RRSP savings account, RRSP GIC, or RRSP investments — which one?
Three different things under one tax shelter. An RRSP savings account holds cash at a variable rate — liquid and principal-protected, ideal for staging a contribution. An RRSP GIC locks the cash for a set term at a usually higher fixed rate — see our GIC rates. RRSP investments (ETFs, stocks) aim for the long-run growth that actually builds a retirement, but can fall in value and aren't deposit-insured. Most retirement savers invest the bulk of their RRSP and use the savings account only as a holding spot — our RRSP vs TFSA guide covers the bigger picture.
How current are these rates?
These are everyday posted RRSP savings rates, compiled by hand from each issuer's site (or a long-running Canadian rate aggregator where noted), last checked June 9, 2026. Savings rates float and promos come and go — treat the table as a shortlist, not a quote, and confirm the current rate and your provincial eligibility on the issuer's site before contributing. See our methodology.
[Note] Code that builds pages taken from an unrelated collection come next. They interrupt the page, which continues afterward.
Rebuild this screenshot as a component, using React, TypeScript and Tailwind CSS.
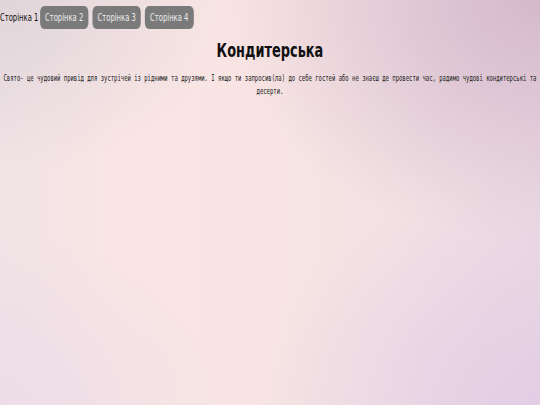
const TABS = ['Сторінка 2', 'Сторінка 3', 'Сторінка 4'];

export default function App() {
  return (
    <div className="relative h-[405px] w-[540px] overflow-hidden bg-[image:radial-gradient(ellipse_at_100%_0%,#d5b9cb_0%,rgba(213,185,203,0)_42%),radial-gradient(ellipse_at_100%_100%,#e3cde5_0%,rgba(227,205,229,0)_38%),radial-gradient(ellipse_at_0%_0%,#e0d5da_0%,rgba(224,213,218,0)_30%),radial-gradient(ellipse_at_0%_100%,#ecdde8_0%,rgba(236,221,232,0)_30%),linear-gradient(to_right,#f1e3e6_0%,#f9e5e4_22%,#f8e5e3_50%,#f2e2e4_72%,#eadae2_100%)]">
      <div className="w-[794px] origin-top-left scale-x-[0.68]">
        <nav className="flex items-center pt-[6px] font-['DejaVu_Sans',sans-serif] text-[10px]">
          <span className="mr-[2.3px] text-[#111]">Сторінка 1</span>
          <div className="flex gap-[6px]">
            {TABS.map((t) => (
              <button
                key={t}
                className="h-[23px] rounded-[6px] bg-[#7a7a7a] px-[7.5px] text-[#ececec]"
              >
                {t}
              </button>
            ))}
          </div>
        </nav>

        <h1 className="mt-[9.6px] text-center font-['DejaVu_Sans',sans-serif] text-[19px] font-bold leading-[22px] text-[#111]">
          Кондитерська
        </h1>

        <p className="mt-[11.5px] px-[4px] text-center font-['DejaVu_Sans_Mono',monospace] text-[8.2px] leading-[13px] text-[#222]">
          Свято- це чудовий привід для зустрічей із рідними та друзями. І якщо ти запросив(ла) до себе гостей або не знаєш де провести час, радимо чудові кондитерські та десерти.
        </p>
      </div>
    </div>
  );
}
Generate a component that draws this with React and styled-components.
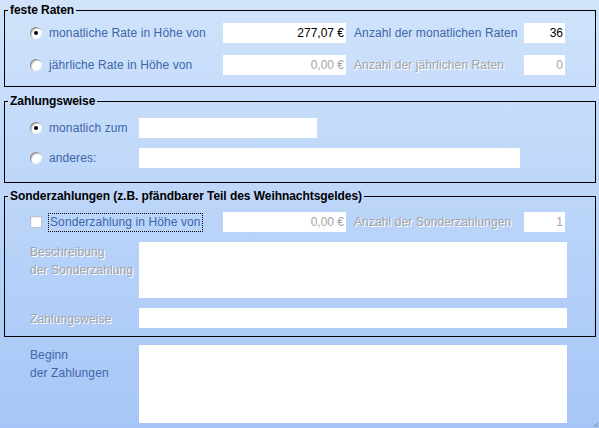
import styled, { createGlobalStyle } from "styled-components";

const Global = createGlobalStyle`
  html, body { margin: 0; padding: 0; }
  body { font-family: "Liberation Sans", Arial, sans-serif; font-size: 12px; }
`;

const Page = styled.div`
  position: relative;
  box-sizing: border-box;
  width: 599px;
  height: 428px;
  padding: 3px 3px 0 4px;
  background: linear-gradient(#d0e3fb, #a6c6f7);
  overflow: hidden;
`;

const Group = styled.fieldset`
  margin: ${(p) => p.$top || 0}px 0 0 0;
  padding: ${(p) => p.$pt}px 0 ${(p) => p.$pb}px 0;
  border: 1px solid #000;
  min-width: 0;
`;

const Legend = styled.legend`
  margin-left: 3px;
  padding: 0 2px;
  font-weight: bold;
  font-size: 12px;
  line-height: 14px;
  letter-spacing: -0.05px;
  color: #000;
`;

const Body = styled.div`
  display: flex;
  flex-direction: column;
  gap: ${(p) => p.$gap}px;
  padding-left: 25px;
`;

const Row = styled.div`
  display: flex;
  align-items: ${(p) => (p.$top ? "flex-start" : "center")};
  height: ${(p) => p.$h || 20}px;
`;

const Option = styled.label`
  display: flex;
  align-items: center;
  width: ${(p) => p.$w}px;
  flex: none;
  color: #4065aa;
`;

const Radio = styled.span`
  position: relative;
  box-sizing: border-box;
  width: 12px;
  height: 12px;
  margin-right: 7px;
  border-radius: 50%;
  background: #fff;
  box-shadow: inset 1px 1px 0 #8a8a8a, inset 2px 2px 0 #d8d8d8, inset -1px -1px 0 #f2f2f2;
  &::after {
    content: "";
    display: ${(p) => (p.$checked ? "block" : "none")};
    position: absolute;
    left: 4px;
    top: 4px;
    width: 4px;
    height: 4px;
    border-radius: 50%;
    background: #000;
  }
`;

const Check = styled.span`
  box-sizing: border-box;
  width: 12px;
  height: 12px;
  margin-right: 6px;
  background: #fff;
  border: 1px solid #b7c3d6;
  box-shadow: inset 1px 1px 0 #eef1f6;
`;

const Text = styled.span`
  color: ${(p) => (p.$off ? "#a4a4a4" : "#4065aa")};
  text-shadow: ${(p) => (p.$off ? "1px 1px 0 #fff" : "none")};
  letter-spacing: 0.1px;
  white-space: nowrap;
`;

const Focus = styled.span`
  padding: 1px 1px 2px 1px;
  border: 1px dotted #000;
  color: #4065aa;
  letter-spacing: 0.1px;
  white-space: nowrap;
`;

const Field = styled.input`
  box-sizing: border-box;
  width: ${(p) => p.$w}px;
  height: 20px;
  margin: 0;
  padding: 0 2px 0 2px;
  border: none;
  outline: none;
  background: #fff;
  font-family: inherit;
  font-size: 12px;
  text-align: ${(p) => (p.$num ? "right" : "left")};
  color: ${(p) => (p.$off ? "#a4a4a4" : "#000")};
`;

const Area = styled.textarea`
  box-sizing: border-box;
  width: 428px;
  height: ${(p) => p.$h}px;
  margin: 0;
  padding: 2px;
  border: none;
  outline: none;
  resize: none;
  background: #fff;
  font-family: inherit;
  font-size: 12px;
`;

const Side = styled.span`
  width: 170px;
  margin-left: 8px;
  flex: none;
  color: ${(p) => (p.$off ? "#a4a4a4" : "#4065aa")};
  text-shadow: ${(p) => (p.$off ? "1px 1px 0 #fff" : "none")};
  letter-spacing: 0.1px;
  white-space: nowrap;
`;

const Caption = styled.div`
  width: 109px;
  flex: none;
  line-height: 18px;
  padding-top: 1px;
  letter-spacing: 0.1px;
  color: ${(p) => (p.$off ? "#a4a4a4" : "#4065aa")};
  text-shadow: ${(p) => (p.$off ? "1px 1px 0 #fff" : "none")};
`;

const Bottom = styled.div`
  display: flex;
  align-items: flex-start;
  margin-top: 8px;
  padding-left: 26px;
`;

const Grip = styled.svg`
  position: absolute;
  right: 0;
  bottom: 0;
`;

export default function App() {
  return (
    <Page>
      <Global />
      <Group $pt={6} $pb={11}>
        <Legend>feste Raten</Legend>
        <Body $gap={12}>
          <Row>
            <Option $w={193}>
              <Radio $checked />
              <Text>monatliche Rate in Höhe von</Text>
            </Option>
            <Field $w={123} $num readOnly value="277,07 €" />
            <Side>Anzahl der monatlichen Raten</Side>
            <Field $w={41} $num readOnly value="36" />
          </Row>
          <Row>
            <Option $w={193}>
              <Radio />
              <Text>jährliche Rate in Höhe von</Text>
            </Option>
            <Field $w={123} $num $off readOnly value="0,00 €" />
            <Side $off>Anzahl der jährlichen Raten</Side>
            <Field $w={41} $num $off readOnly value="0" />
          </Row>
        </Body>
      </Group>

      <Group $top={7} $pt={10} $pb={14}>
        <Legend>Zahlungsweise</Legend>
        <Body $gap={10}>
          <Row>
            <Option $w={109}>
              <Radio $checked />
              <Text>monatlich zum</Text>
            </Option>
            <Field $w={178} readOnly value="" />
          </Row>
          <Row>
            <Option $w={109}>
              <Radio />
              <Text>anderes:</Text>
            </Option>
            <Field $w={381} readOnly value="" />
          </Row>
        </Body>
      </Group>

      <Group $top={6} $pt={9} $pb={8}>
        <Legend>Sonderzahlungen (z.B. pfändbarer Teil des Weihnachtsgeldes)</Legend>
        <Body $gap={10}>
          <Row>
            <Option $w={193}>
              <Check />
              <Focus>Sonderzahlung in Höhe von</Focus>
            </Option>
            <Field $w={123} $num $off readOnly value="0,00 €" />
            <Side $off>Anzahl der Sonderzahlungen</Side>
            <Field $w={41} $num $off readOnly value="1" />
          </Row>
          <Row $top $h={56}>
            <Caption $off>
              Beschreibung
              <br />
              der Sonderzahlung
            </Caption>
            <Area $h={56} readOnly value="" />
          </Row>
          <Row>
            <Caption $off>Zahlungsweise</Caption>
            <Field $w={428} readOnly value="" />
          </Row>
        </Body>
      </Group>

      <Bottom>
        <Caption>
          Beginn
          <br />
          der Zahlungen
        </Caption>
        <Area $h={78} readOnly value="" />
      </Bottom>

      <Grip width="6" height="6" viewBox="0 0 6 6">
        <path d="M5 1 L1 5 M5 3 L3 5" stroke="#8a8a8a" strokeWidth="1" />
      </Grip>
    </Page>
  );
}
This page is for educational purposes only and is not financial advice. RRSP savings rates, fees, contribution limits and deposit-insurance limits vary by institution and change frequently; rates shown are everyday posted RRSP rates compiled by hand and last checked June 9, 2026, and promotional rates are time-limited. Some accounts are restricted by province of residence, and some institutions charge RRSP transfer-out fees. CDIC coverage applies only to eligible deposits at member institutions, and provincial credit-union coverage differs by province. Confirm current rates, your contribution room, and your eligibility before opening an account. See our methodology for how we choose products, keep rates current, and make money.